Sometimes a great sentence
deserves a wider audience, although the audience here is smaller than those reading The New Yorker. Assuming anybody other than grad students and we creatively unemployed actually read the thing.
Anyhow, I ran onto this, in the March 9 issue, the opening line in a long piece on the collapse of Iceland’s economy, which I read in a misery loves company spirit, and because the magazine was at hand and I was waiting for something. Maggie, probably. Maybe her mother.
“On an afternoon in December that ended in a disturbance that fell short of a riot, a few thousand demonstrators met on a bleak grassy hill in the center of Reykjavik, in Iceland.”
The author is a staff writer for The New Yorker whose byline I only barely recognize: Ian Parker.

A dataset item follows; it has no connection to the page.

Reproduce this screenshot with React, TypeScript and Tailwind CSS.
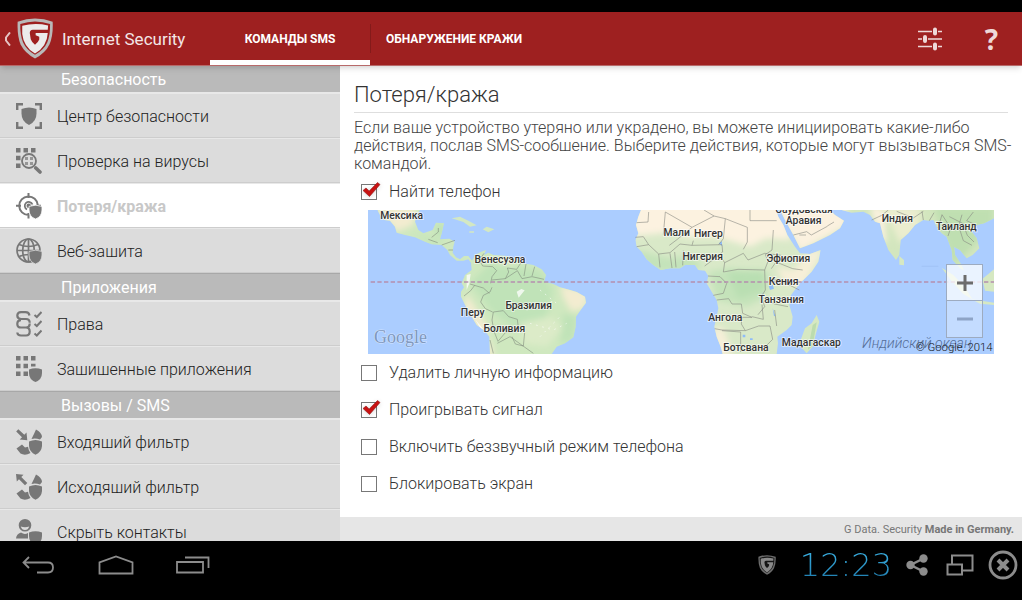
import React, { useState } from 'react';

type IconProps = { className?: string };

const SMALL_SHIELD = 'M13 13.4 Q19.5 11 26 13.4 V17 Q26 23.5 19.5 26 Q13 23.5 13 17 Z';

const GLogo: React.FC<{ className?: string; rim: string; back: string; letter: string }> = ({ className, rim, back, letter }) => (
  <svg viewBox="51 56 110 124" className={className} aria-hidden="true">
    <path fill={rim} d="M53 67 Q80 57 106 57 Q134 57 160 67 Q162 110 150 136 Q138 162 106 179 Q75 162 62 136 Q51 110 53 67Z" />
    <path fill={back} d="M61 74 Q84 66 106 66 Q130 66 152 74 Q153 108 143 131 Q133 153 106 168 Q80 153 70 131 Q60 108 61 74Z" />
    <path fill={letter} d="M67 79 Q106 69 146 78 L145 91 H99 Q90 92 90 101 L93 120 Q97 131 106 137 Q115 131 119 121 V113 L108 108 V101 H145 Q143 142 106 164 Q71 143 67 104 Z" />
  </svg>
);

const SecurityCenterIcon = () => (
  <>
    <path fill="none" stroke="currentColor" strokeWidth="2.4" d="M1.2 7V1.2H7M19 1.2h5.8V7M24.8 19v5.8H19M7 24.8H1.2V19" />
    <path d="M5.5 6 Q13 3 20.5 6 V10.5 Q20.5 18.5 13 22 Q5.5 18.5 5.5 10.5Z" />
  </>
);

const VirusScanIcon = () => (
  <>
    <path d="M0 0h4.500v4.500H0zM7.500 0H12v4.500H7.500zM15 0h4.500v4.500H15zM0 7.700h4.500v4.500H0zM0 15.400h4.500v4.500H0z" />
    <circle cx="13" cy="13" r="7" fill="none" stroke="currentColor" strokeWidth="1.8" />
    <path d="M9 9h3v3H9zM14 9h3v3h-3zM9 14h3v3H9zM14 14h3v3h-3z" opacity=".7" />
    <path stroke="currentColor" strokeWidth="3.6" strokeLinecap="round" d="M19.8 20l4.2 4" />
  </>
);

const TheftIcon = () => (
  <>
    <g fill="none" stroke="currentColor" strokeWidth="2">
      <path d="M12.5 22a9.3 9.3 0 1 1 9.3-10M12.5 0v5M0 12.7h5M20 12.7h5M12.5 20v5.5" />
      <path d="M11 16.500a4 4 0 1 1 5.500-5" strokeWidth="1.8" />
    </g>
    <circle cx="12.7" cy="12.7" r="2.2" />
    <path stroke="#fff" strokeWidth=".8" d={SMALL_SHIELD} />
  </>
);

const WebIcon = () => (
  <>
    <g fill="none" stroke="currentColor" strokeWidth="1.7">
      <circle cx="12.5" cy="12.5" r="11.5" />
      <ellipse cx="12.5" cy="12.5" rx="5.8" ry="11.5" />
      <path d="M12.5 1v23M1 12.5h23M3 6.5q9.5 4 19 0M3 18.5q9.5-4 19 0" />
    </g>
    <path stroke="#dcdcdc" strokeWidth=".8" d={SMALL_SHIELD} />
  </>
);

const RightsIcon = () => (
  <g fill="none" stroke="currentColor">
    <path strokeWidth="2.2" d="M13.5 4.500q-.5-3.300-4-3.300H5q-3.700 0-3.700 3.300T5 8h5q3.700 0 3.700 3.700M13.700 12.500q0 4-3.700 4H5q-3.700 0-3.700-3.600T5 9.200M10 16.500q3.700 0 3.700 4t-3.700 4H5q-3.500 0-3.700-3" />
    <path strokeWidth="2" d="M18.5 4l2.3 2L25.5 1M18.5 13l2.3 2 4.700-5M18.5 22.5l2.3 2 4.700-5" />
  </g>
);

const ProtectedAppsIcon = () => (
  <>
    <path d="M0 0h4.500v4.500H0zM7.500 0H12v4.500H7.500zM15 0h4.500v4.500H15zM0 7.700h4.500v4.500H0zM7.500 7.700H12v4.500H7.500zM15 7.700h4.500v2.800H15zM0 15.400h4.500v4.500H0zM7.500 15.400H12v4.500H7.500z" />
    <path d={SMALL_SHIELD} />
  </>
);

const Handset = () => (
  <>
    <path d="M20 .5 Q25.5 3 26 8 L24 10.5 Q19.5 9 15.5 10 Q18.5 4 20 .5Z" />
    <path d="M.5 19.5 L6 15.5 L9 18.5 L12 17.8 Q12.5 22 14.5 24 Q9 27 4.5 24.5 Z" />
    <path d="M13 12.5 Q19.5 9.5 26 12.5 V17 Q25.5 23 19.5 25.8 Q13.5 23 13 17Z" />
  </>
);

const IncomingIcon = () => (
  <>
    <path d="M2.300 .3 L8.300 5.800 L10.500 3.600 L11.300 11.200 L3.700 10.400 L6 8.200 L.2 2.500Z" />
    <Handset />
  </>
);

const OutgoingIcon = () => (
  <>
    <path d="M0 0 L7.500 .8 L5.300 3 L11.300 9 L9 11.300 L3 5.300 L.8 7.500Z" />
    <Handset />
  </>
);

const ContactsIcon = () => (
  <>
    <path fillRule="evenodd" d="M9 0a6.300 6.300 0 1 1 0 12.600A6.300 6.300 0 0 1 9 0zM4.800 7.500q4.200 1.500 8.400 0q-1 3.500-4.200 3.500t-4.200-3.500z" />
    <path d="M0 19.500q.3-4.500 5-6 3.500 2.500 7 .5v5.500z" />
    <path d={SMALL_SHIELD} />
  </>
);

const menu = [
  {
    title: 'Безопасность',
    items: [
      { label: 'Центр безопасности', icon: SecurityCenterIcon },
      { label: 'Проверка на вирусы', icon: VirusScanIcon },
      { label: 'Потеря/кража', icon: TheftIcon },
      { label: 'Веб-зашита', icon: WebIcon },
    ],
  },
  {
    title: 'Приложения',
    items: [
      { label: 'Права', icon: RightsIcon },
      { label: 'Зашишенные приложения', icon: ProtectedAppsIcon },
    ],
  },
  {
    title: 'Вызовы / SMS',
    items: [
      { label: 'Входяший фильтр', icon: IncomingIcon },
      { label: 'Исходяший фильтр', icon: OutgoingIcon },
      { label: 'Скрыть контакты', icon: ContactsIcon },
    ],
  },
];

const actions = [
  { id: 'wipe', label: 'Удалить личную информацию' },
  { id: 'signal', label: 'Проигрывать сигнал' },
  { id: 'mute', label: 'Включить беззвучный режим телефона' },
  { id: 'lock', label: 'Блокировать экран' },
];

// x is the centre of the label, y its baseline
const mapLabels = [
  { x: 101, y: 27, text: 'Мексика' },
  { x: 396, y: 159, text: 'Венесуэла' },
  { x: 482, y: 297, text: 'Бразилия' },
  { x: 314, y: 317, text: 'Перу' },
  { x: 409, y: 366, text: 'Боливия' },
  { x: 926, y: 79, text: 'Мали' },
  { x: 1021, y: 81, text: 'Нигер' },
  { x: 1004, y: 150, text: 'Нигерия' },
  { x: 1072, y: 332, text: 'Ангола' },
  { x: 1134, y: 423, text: 'Ботсвана' },
  { x: 1308, y: 8, text: 'Саудовская' },
  { x: 1307, y: 41, text: 'Аравия' },
  { x: 1261, y: 156, text: 'Эфиопия' },
  { x: 1247, y: 226, text: 'Кения' },
  { x: 1240, y: 280, text: 'Танзания' },
  { x: 1330, y: 407, text: 'Мадагаскар' },
  { x: 1588, y: 35, text: 'Индия' },
  { x: 1765, y: 61, text: 'Таиланд' },
];

const WorldMap: React.FC<IconProps> = ({ className }) => (
  <svg viewBox="0 0 1878 432" preserveAspectRatio="xMidYMid slice" className={className} role="img" aria-label="Карта">
    <defs>
      <filter id="soft" x="-20%" y="-20%" width="140%" height="140%">
        <feGaussianBlur stdDeviation="9" />
      </filter>
      <clipPath id="america">
        <path d="M52 30 60 45 72 60 90 62 105 80 110 98 135 105 165 112 195 125 215 133 245 135 262 150 270 165 290 182 310 182 325 178 333 188 335 210 315 225 305 250 312 262 303 275 303 290 318 320 335 350 350 375 375 393 388 410 390 462 575 462 590 440 615 430 640 412 647 380 648 350 662 330 678 308 675 290 650 276 630 270 600 262 580 252 552 245 558 225 545 208 520 195 490 190 470 178 440 168 400 165 385 158 372 165 378 150 362 156 345 165 336 182 325 168 312 168 300 178 288 172 278 158 280 140 284 125 268 116 240 118 245 100 252 70 228 68 218 90 190 100 175 90 165 65 170 45 180 30Z" />
      </clipPath>
      <clipPath id="africa">
        <path d="M213 30 205 50 198 75 205 100 196 120 200 140 215 155 230 178 250 195 272 210 300 205 330 205 345 195 375 195 385 210 405 212 415 228 410 250 425 275 440 300 445 325 440 350 433 380 440 410 452 440 458 462 620 462 624 430 622 410 650 390 665 375 668 350 658 315 663 285 690 250 725 215 745 185 752 150 720 162 690 160 675 140 652 105 640 75 625 50 618 30Z" />
      </clipPath>
      <clipPath id="asia">
        <path d="M0 30 15 60 40 105 60 145 100 130 150 105 180 85 192 62 165 45 150 30ZM185 30 215 38 250 35 270 45 285 65 300 70 310 110 325 150 348 180 358 165 362 120 385 100 405 75 430 60 445 62 460 60 472 85 485 100 500 110 515 150 518 180 540 205 552 212 545 195 525 165 522 140 540 150 560 175 578 165 598 145 590 115 575 95 590 75 612 70 642 55 642 30Z" />
      </clipPath>
    </defs>
    <rect width="1878" height="432" fill="#abcdff" />

    <g transform="translate(-24 -30)">
      <path fill="#d3e8c3" d="M275 55 300 50 325 62 350 76 330 80 310 66ZM368 88 380 80 403 88 385 97ZM328 94h14v4h-14z" />
      <g clipPath="url(#america)">
        <rect x="24" y="30" width="680" height="440" fill="#cfe8bf" />
        <g filter="url(#soft)">
          <path fill="#f3ecd0" d="M40 20h130l-10 55-50 20zM385 400l20 70h-30zM600 255l90 20-15 50-40 10-25-40zM320 280l70 110-20 20-60-80z" />
          <path fill="#c0e3b8" d="M330 250l60-60 150 20 40 60-20 80-90 40-70-50zM225 70h30v40h-30zM150 95l90 30-10 15zM610 340l40 10-10 70-40 15z" />
          <path fill="#dcebc8" d="M480 370l90-20 40 30-50 60-70-10zM400 165l70 15-10 20-60-10z" />
        </g>
        <path fill="#fff" opacity=".75" d="M320 225l12-3-4 28-8 20zM470 275l14-8 10 4-18 22zM345 358l25 30-6 2z" />
        <path fill="none" stroke="#fff" strokeWidth="3" strokeDasharray="5 14" opacity=".6" d="M500 330l90-30M510 370l70 20 40-20M540 410l60-60M540 270l50 40" />
      </g>
      <path
        fill="none"
        stroke="#7f8a7c"
        strokeWidth="2.5"
        opacity=".7"
        d="M215 112l20-16V84M205 118l28 10M245 135l40-14M265 150h14M372 160l-14 20 10 18 30 2 12 12-14 18-4 20M396 240l40-4 10-20-4-12 28 4 18-28M436 236l36-24 14 24 30-6 36 8M498 192l-6 36M524 200l-8 28M330 252l40 12 18 16M312 288l20-16 12-16M396 262l-6 14-20 10-8 20 14 20 22 10M400 336l30-4 16 18 26 8 4 34-40 6-22 26-12-30-6-34zM390 420l10 40M412 430l38-20 70 50M456 410l10 22 24 6 4-40"
      />
    </g>

    <g transform="translate(606 -30)">
      <g clipPath="url(#africa)">
        <rect x="190" y="30" width="570" height="440" fill="#d9e9c8" />
        <g filter="url(#soft)">
          <path fill="#fcf2e0" d="M180 10h480v110l-70-5-50 25-100-30-80 2-60-15-110 12z" />
          <path fill="#c4e3ba" d="M200 150l100 25 60-10 40 35-60 20-130-10zM415 215l60-10 120 10-5 75-60 30-90-20z" />
          <path fill="#b9dfb2" d="M470 215l110-5 5 60-80 25z" />
          <path fill="#f6efd8" d="M430 380l30 5 30 80-60 10zM620 200l50 10 50-60 40 0-60 110-60-10z" />
        </g>
        <path fill="#8fbcf8" d="M446 130l10-6v14zM596 258l12-4 4 12-12 4zM608 325l8 22-4 2zM576 275l4 22h-5zM518 404h8v8h-8zM540 415h8v5h-8z" />
      </g>
      <path
        fill="none"
        stroke="#85877f"
        strokeWidth="2.5"
        opacity=".7"
        d="M200 68l34-2 2-30M286 36l-6 68M286 36l80 46-44 36-24 18M366 82l66-34-30-18M432 48l34 8 66 26v44l-12 22M466 56l-6 60-14 18M540 30v32h80M200 140l36-6-16-24-24 2M236 134l30 28 34-4 30-26 36 4 4-14M300 160l6 44M266 162l4 40M314 156l4 46M340 152l-2 44M366 136l90-2 2 22-30 24-24 18M452 170l12 18 56-28 14 20 50-20 50 6M464 188l-4 28 44-8 80 2 10-26-8-20M414 228l36 2 20 20-10 30-30 6M440 300l36-4 10 16h28l4 28 28 12h-30l-2 20 12 20-70-2-22-4M584 210l2 60-12 20 10 30-20 24M546 350l34 8-4-44M526 392l40-14h34l8 40-30 30M456 392l56 4v60M612 238l40 14 36 18M590 300l24 12 40 8M586 164l20-14 4-60M604 206l14-20 50 20 30 4M614 330l6 48"
      />
    </g>

    <g transform="translate(1236 -30)">
      <g clipPath="url(#asia)">
        <rect y="30" width="645" height="190" fill="#d3e6be" />
        <g filter="url(#soft)">
          <path fill="#fbf1df" d="M0 20h200v60L60 155 0 60zM270 20h40l10 110-20-10z" />
          <path fill="#ebedcf" d="M290 20h130v70l-60 40-30-60z" />
          <path fill="#bfdfb1" d="M460 20h180v50l-60 70-60 60-30-90z" />
        </g>
      </g>
      <path
        fill="#d6e8c2"
        d="M358 168 372 180 372 196 358 194ZM110 345 118 365 108 400 98 440 80 460 66 445 62 420 75 385 95 370ZM485 203 520 225 555 262 577 298 550 282 512 240ZM575 298 642 308 642 315 600 311ZM607 237 642 208 642 275 615 272Z"
      />
      <path fill="#bcdcae" d="M98 375l12-8-12 70-14 12z" />
      <path
        fill="none"
        stroke="#85877f"
        strokeWidth="2.5"
        opacity=".7"
        d="M40 105l40-10 14 10 48-26M58 105h20M142 78l20-12M275 60l30-14 20-16M350 34l50 20 30-20M430 60l-4-26M448 62l14-24M474 84l12-40 26 40-8 24M512 84l24-6 14 44 26 14M508 50l40 20 14 36 20 20M536 78l10-34M580 36l-20 26 30 14"
      />
      <path stroke="#9dc0f2" strokeWidth="2" d="M425 199h50" />
    </g>

    <path stroke="#b58fae" strokeWidth="4" strokeDasharray="13 7" d="M8 216H1878" />

    <g fontFamily="Roboto, sans-serif" fontSize="31" fontWeight="500" fill="#333" stroke="#fff" strokeWidth="5" strokeOpacity=".7" paintOrder="stroke" textAnchor="middle">
      {mapLabels.map((l) => (
        <text key={l.text} x={l.x} y={l.y}>{l.text}</text>
      ))}
    </g>
    <text x="18" y="398" fontFamily="'Liberation Serif', serif" fontSize="54" fill="#8098bd" stroke="#d5e5ff" strokeWidth="3" paintOrder="stroke">Google</text>
    <text x="1482" y="415" fontFamily="Roboto, sans-serif" fontSize="42" fontStyle="italic" fill="#566f98">Индийский океан</text>
    <text x="1874" y="422" fontFamily="Roboto, sans-serif" fontSize="34" fill="#111" textAnchor="end">© Google, 2014</text>
  </svg>
);

const CheckRow: React.FC<{ id: string; label: string; checked: boolean; onChange: () => void }> = ({ id, label, checked, onChange }) => (
  <div className="flex h-[37px] items-center gap-3 pl-[7px]">
    <span className="relative flex h-4 w-4">
      <input
        id={id}
        type="checkbox"
        checked={checked}
        onChange={onChange}
        className="h-4 w-4 appearance-none border border-[#777] bg-white"
      />
      {checked && (
        <svg viewBox="0 0 20 18" className="pointer-events-none absolute -top-[3px] left-0 h-[18px] w-5 drop-shadow-sm" aria-hidden="true">
          <path fill="#c81212" stroke="#8d1a1a" strokeWidth=".6" d="M2 9.5 L5 7 L8.200 10 L16.500 1.500 L19 3.500 L8.500 15.500 Z" />
        </svg>
      )}
    </span>
    <label htmlFor={id} className="text-base text-[#333]">{label}</label>
  </div>
);

const App: React.FC = () => {
  const [active, setActive] = useState('Потеря/кража');
  const [tab, setTab] = useState(0);
  const [checked, setChecked] = useState<Record<string, boolean>>({ find: true, signal: true });

  const toggle = (id: string) => setChecked({ ...checked, [id]: !checked[id] });

  return (
    <div className="flex h-screen flex-col overflow-hidden bg-black pt-3 font-[Roboto,sans-serif]">
      {/* Action bar */}
      <header className="relative z-10 flex h-[54px] shrink-0 border-b border-[#b86a6a] bg-[#9e2020] text-white shadow-md">
        <button className="flex w-[210px] items-center pl-1" aria-label="Назад">
          <svg viewBox="0 0 7 14" className="h-[14px] w-[7px]" aria-hidden="true">
            <path fill="none" stroke="#e6c5c5" strokeWidth="2" d="M6 .5L2 5.500v3l4 5" />
          </svg>
          <GLogo className="ml-1.5 h-[41px] w-9" rim="#b9b9b9" back="#9e2020" letter="#ececec" />
          <span className="ml-[9px] pt-0.5 text-[17px] text-[#f3e6e6]">Internet Security</span>
        </button>
        <nav className="flex flex-1 text-xs font-bold">
          <button
            onClick={() => setTab(0)}
            className={`w-40 border-b-[5px] pt-[5px] ${tab === 0 ? 'border-white' : 'border-transparent'}`}
          >
            КОМАНДЫ SMS
          </button>
          <span className="my-3 w-px bg-[#841a1a]" />
          <button
            onClick={() => setTab(1)}
            className={`border-b-[5px] px-[15px] pt-[5px] ${tab === 1 ? 'border-white' : 'border-transparent'}`}
          >
            ОБНАРУЖЕНИЕ КРАЖИ
          </button>
        </nav>
        <div className="flex items-center gap-[43px] pr-6">
          <button aria-label="Настройки">
            <svg viewBox="0 0 24 24" className="h-6 w-6" aria-hidden="true">
              <g stroke="#eed8d8" fill="none">
                <path strokeWidth="1.6" d="M0 4.500h14M20 4.500h4M0 12h4M10 12h14M0 19.500h14M20 19.500h4" />
                <path strokeWidth="4" strokeLinecap="round" d="M17 2.500v4M7 10v4M17 17.500v4" />
              </g>
            </svg>
          </button>
          <button aria-label="Помощь" className="font-[Open_Sans,sans-serif] text-[28px] leading-8 font-bold text-[#eed8d8]">?</button>
        </div>
      </header>

      <div className="flex min-h-0 flex-1">
        {/* Sidebar */}
        <aside className="w-1/3 max-w-[340px] shrink-0 overflow-hidden bg-[#dcdcdc]">
          {menu.map((group, i) => (
            <section key={group.title}>
              <h2
                className={`flex items-center border-b border-[#e8e8e8] bg-[#bababa] pt-0.5 pl-[61px] text-base text-white ${
                  i === 0 ? 'h-[27px]' : 'h-7 border-t border-t-[#a8a8a8]'
                }`}
              >
                {group.title}
              </h2>
              {group.items.map(({ label, icon: Icon }) => (
                <button
                  key={label}
                  onClick={() => setActive(label)}
                  className={`flex h-[45px] w-full items-center gap-[15px] border-t border-b border-t-[#e8e8e8] border-b-[#cdcdcd] pl-4 text-left text-base ${
                    active === label ? 'bg-white font-bold text-[#c8c8c8]' : 'font-light text-[#222]'
                  }`}
                >
                  <svg viewBox="0 0 26 26" className="h-[26px] w-[26px] fill-current text-[#777]" aria-hidden="true">
                    <Icon />
                  </svg>
                  <span className="pt-0.5">{label}</span>
                </button>
              ))}
            </section>
          ))}
        </aside>

        {/* Content */}
        <div className="flex min-w-0 flex-1 flex-col bg-white">
          <main className="min-h-0 flex-1 overflow-hidden px-[14px] pt-4 font-light">
            <h1 className="border-b border-[#dedede] pb-1 text-[22px] leading-[26px] text-[#333]">Потеря/кража</h1>
            <p className="mt-1.5 -mr-3 text-base leading-[18px] text-[#444]">
              Если ваше устройство утеряно или украдено, вы можете инициировать какие-либо действия, послав SMS-сообшение. Выберите действия, которые могут вызываться SMS-командой.
            </p>
            <CheckRow id="find" label="Найти телефон" checked={!!checked.find} onChange={() => toggle('find')} />
            <div className="relative mx-[14px] h-36">
              <WorldMap className="h-full w-full" />
              <div className="absolute top-[54px] right-[11px] flex w-[37px] flex-col border border-[#9dabc0]">
                <button aria-label="Увеличить" className="flex h-9 items-center justify-center border-b border-[#9dabc0] bg-white/75">
                  <svg viewBox="0 0 16 16" className="h-4 w-4" aria-hidden="true"><path stroke="#6c6c6c" strokeWidth="3" d="M8 0v16M0 8h16" /></svg>
                </button>
                <button aria-label="Уменьшить" className="flex h-9 items-center justify-center bg-white/30">
                  <svg viewBox="0 0 16 16" className="h-4 w-4" aria-hidden="true"><path stroke="#8ea4c6" strokeWidth="3" d="M0 8h16" /></svg>
                </button>
              </div>
            </div>
            {actions.map((a) => (
              <CheckRow key={a.id} id={a.id} label={a.label} checked={!!checked[a.id]} onChange={() => toggle(a.id)} />
            ))}
          </main>
          <footer className="h-6 shrink-0 bg-[#e6e6e6] pt-px pr-2 text-right text-[11px] leading-6 text-[#777]">
            G Data. Security <b>Made in Germany.</b>
          </footer>
        </div>
      </div>

      {/* System bar */}
      <div className="flex h-[59px] shrink-0 items-start pt-2 text-[#8c8c8c]">
        <div className="flex h-8 flex-1 items-center gap-[42px] pl-[22px]">
          <button aria-label="Назад">
            <svg viewBox="0 0 34 18" className="h-[18px] w-[34px]" aria-hidden="true">
              <path fill="none" stroke="currentColor" strokeWidth="1.8" d="M7 1L1.500 6.500 7 12M1.500 6.500H26q5 0 5 5t-5 5H15" />
            </svg>
          </button>
          <button aria-label="Домой">
            <svg viewBox="0 0 36 20" className="h-5 w-9" aria-hidden="true">
              <path fill="none" stroke="currentColor" strokeWidth="1.8" d="M1.500 18.500V7.500L18 1.500l16.500 6v11z" />
            </svg>
          </button>
          <button aria-label="Недавние">
            <svg viewBox="0 0 34 18" className="h-[18px] w-[34px]" aria-hidden="true">
              <path fill="none" stroke="currentColor" strokeWidth="1.8" d="M1 6h26v10.500H1zM9 1.500h23.500V12" />
            </svg>
          </button>
        </div>
        <div className="flex h-8 items-center pr-1">
          <GLogo className="h-5 w-[18px]" rim="#6d6d6d" back="#161616" letter="#8a8a8a" />
          <time className="ml-6 bg-gradient-to-b from-[#3cb4e6] to-[#1f7cae] bg-clip-text font-[DejaVu_Sans,sans-serif] text-[32px] leading-8 font-extralight text-transparent">12:23</time>
          <button aria-label="Поделиться" className="ml-3.5">
            <svg viewBox="0 0 22 22" className="h-[22px] w-[22px] fill-current" aria-hidden="true">
              <circle cx="4.5" cy="11" r="4.2" /><circle cx="17.5" cy="4.5" r="4.2" /><circle cx="17.5" cy="17.5" r="4.2" />
              <path stroke="currentColor" strokeWidth="2.5" d="M17.5 4.500L4.500 11l13 6.500" fill="none" />
            </svg>
          </button>
          <button aria-label="Окна" className="ml-[18px]">
            <svg viewBox="0 0 28 22" className="h-[22px] w-7" aria-hidden="true">
              <path fill="none" stroke="currentColor" strokeWidth="2" d="M6 10V1.500h20.500v15H17M1.500 10.500H16v10H1.500z" />
            </svg>
          </button>
          <button aria-label="Закрыть" className="ml-3.5">
            <svg viewBox="0 0 30 30" className="h-[30px] w-[30px]" aria-hidden="true">
              <g fill="none" stroke="currentColor">
                <circle cx="15" cy="15" r="13" strokeWidth="2.8" />
                <path strokeWidth="4" d="M10 10l10 10M20 10L10 20" />
              </g>
            </svg>
          </button>
        </div>
      </div>
    </div>
  );
};

export default App;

I would bet, incidentally, that the final clause, explaining that Reykjavik is in Iceland, was added by some niggling fact-checker or copy-editor. I’m pretty sure that, had I written that sentence, I would have fought that last, flat bit of explication. Probably I would have recast the next sentence to begin with the word “Iceland,” but, really, if you don’t know Reykjavik is in Iceland, you’re probably not paying attention enough to read the piece, anyhow.
This, of course, is why I count my self fortunate to have worked for 13 years with a fine and patient copy-editor!